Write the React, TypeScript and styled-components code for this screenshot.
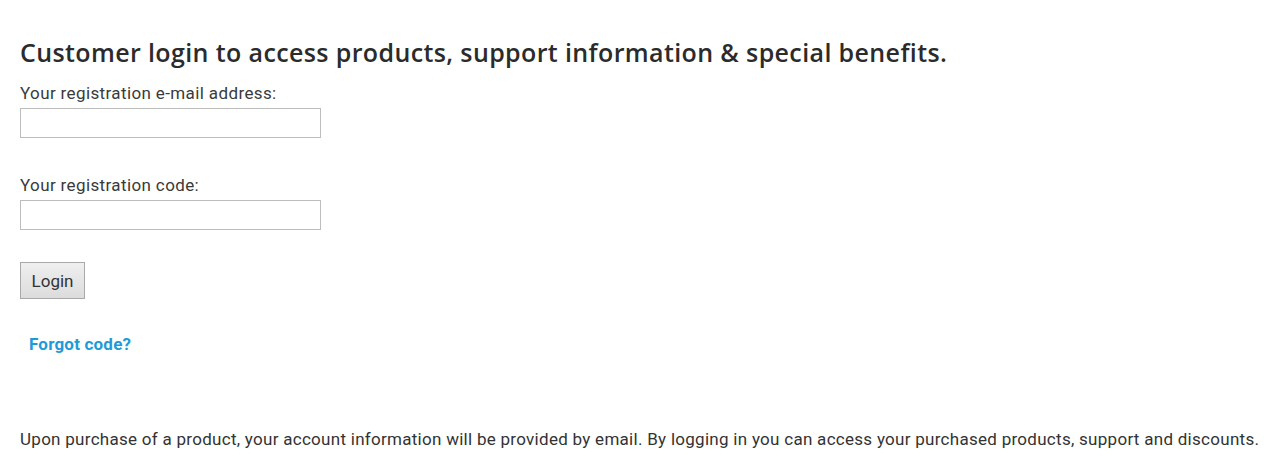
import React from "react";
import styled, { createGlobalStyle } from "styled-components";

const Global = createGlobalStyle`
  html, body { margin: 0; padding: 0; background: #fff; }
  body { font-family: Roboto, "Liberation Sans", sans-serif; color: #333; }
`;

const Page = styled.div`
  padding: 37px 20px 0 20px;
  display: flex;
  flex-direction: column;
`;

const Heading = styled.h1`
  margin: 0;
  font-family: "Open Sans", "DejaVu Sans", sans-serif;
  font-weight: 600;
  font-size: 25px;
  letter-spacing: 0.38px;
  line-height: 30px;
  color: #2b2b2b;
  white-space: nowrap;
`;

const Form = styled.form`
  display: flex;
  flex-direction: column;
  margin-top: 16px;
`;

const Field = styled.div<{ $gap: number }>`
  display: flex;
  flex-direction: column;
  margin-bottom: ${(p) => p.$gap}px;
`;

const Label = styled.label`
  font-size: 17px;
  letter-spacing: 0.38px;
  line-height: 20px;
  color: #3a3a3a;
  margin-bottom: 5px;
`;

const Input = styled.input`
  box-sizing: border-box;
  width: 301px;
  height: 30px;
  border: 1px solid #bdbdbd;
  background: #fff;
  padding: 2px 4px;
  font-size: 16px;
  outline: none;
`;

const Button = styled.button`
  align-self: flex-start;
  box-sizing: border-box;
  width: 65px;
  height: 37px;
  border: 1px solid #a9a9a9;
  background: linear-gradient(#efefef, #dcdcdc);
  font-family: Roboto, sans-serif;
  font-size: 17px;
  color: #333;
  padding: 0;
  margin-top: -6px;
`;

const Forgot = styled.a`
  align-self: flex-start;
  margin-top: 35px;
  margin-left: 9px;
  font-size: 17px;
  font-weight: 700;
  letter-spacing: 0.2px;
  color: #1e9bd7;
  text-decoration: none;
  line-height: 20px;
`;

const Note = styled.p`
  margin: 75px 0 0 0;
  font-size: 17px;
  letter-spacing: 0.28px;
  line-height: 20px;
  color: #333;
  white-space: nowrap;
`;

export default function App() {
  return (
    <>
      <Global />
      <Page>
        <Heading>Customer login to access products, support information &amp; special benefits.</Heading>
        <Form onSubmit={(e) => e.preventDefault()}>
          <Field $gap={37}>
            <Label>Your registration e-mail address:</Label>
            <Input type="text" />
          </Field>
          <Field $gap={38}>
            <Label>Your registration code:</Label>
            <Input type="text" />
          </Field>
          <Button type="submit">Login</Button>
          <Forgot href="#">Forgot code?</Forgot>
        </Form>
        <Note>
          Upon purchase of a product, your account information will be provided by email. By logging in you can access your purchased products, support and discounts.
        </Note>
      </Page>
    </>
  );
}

#### Given request
Each line above that includes "styled" counts once; state the total and nothing more.

#### Output below
11